BAG: Anspruch auf tarifliche Zusatzleistung bei Inkrafttreten des Tarifvertrages nach Betriebsübergang

Bei einem Betriebsübergang werden nur solche Tarifverträge gem. § 613a Abs. 1 Satz 2 BGB in das Arbeitsverhältnis transformiert, die zum Zeitpunkt des Betriebsüberganges bereits in Kraft getreten sind. Dass ein Tarifvertrag zu diesem Zeitpunkt bereits von den Tarifvertragsparteien unterzeichnet wurde, reicht nicht aus.
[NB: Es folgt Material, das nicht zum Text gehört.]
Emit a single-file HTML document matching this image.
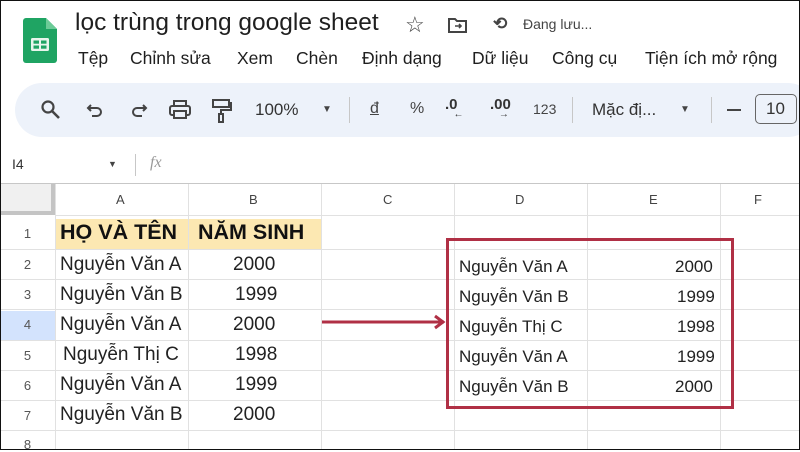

Der Kläger ist Mitglied der Gewerkschaft ver.di und war seit dem Jahr 1989 bei der N AG beschäftigt. Im Jahr 2004 wurden zwischen der N AG und der Gewerkschaft ver.di ein Sanierungstarifvertrag und ein Tarifvertrag Zusatzzahlung, der ab dem Jahr 2008 eine jährliche Zusatzleistung in Höhe von 1.473,00 € vorsah, vereinbart. Der Sanierungstarifvertrag trat zum 01.01.2005 in Kraft und endete zum 31.12.2007. Um den Arbeitgeber nicht mit der Verpflichtung zur Bildung von Rückstellungen zu belasten, vereinbarten die Tarifvertragsparteien für den TV Zusatzzahlung, dass dieser erst „am 01.01.2008 in Kraft“ treten sollte. Aufgrund Betriebsübergangs ging das Arbeitsverhältnis mit Wirkung zum 01.03.2007 auf die nicht tarifgebundene Beklagte über. Diese weigerte sich, die Zusatzzahlung nach dem TV Zusatzzahlung zu leisten. Das Bundesarbeitsgericht gab der Beklagten recht. Bei einem Betriebsübergang werden nur die Tarifverträge gem. § 613a Abs. 1 Satz 2 BGB in das Arbeitsverhältnis transformiert, die zum Zeitpunkt des Betriebsüberganges bereits in Kraft sind. Es reicht nicht aus, dass die Tarifverträge bereits unterzeichnet wurden.(BAG vom 26.09.2012, 4 AZR 512/10) Hinweise von Rechtsanwalt Rolf-Christian Otto: Die Entscheidung des BAG erscheint keineswegs zwingend. Ob ein Tarifvertrag bereits in Kraft getreten ist oder nicht, ist häufig eine Frage, die von den Tarifvertragsparteien nicht im Hinblick auf Folgen für einen Betriebsübergang vereinbart wird. So hätten die Betriebsparteien den Tarifvertrag Zusatzzahlung bereits im Jahr in Kraft treten lassen und darin die Zahlung der Zusatzleistung ab dem Jahr 2008 vereinbaren können. In diesem Fall hatte die Gewerkschaft ver.di aber Rücksicht auf den Wunsch des Arbeitgebers genommen, keine Rückstellungen bilden zu müssen. Das hatte nun zur Folge, dass die Mitarbeiter zwar die infolge des Sanierungstarifvertrages eintretenden Entgeltminderungen hinnehmen mussten, die Kompensationszahlung aber nicht mehr zu beanspruchen hatten. Es wird damit zu rechnen sein, dass Gewerkschaften solchen Wünschen der Arbeitgeber zukünftig nicht mehr entsprechen werden.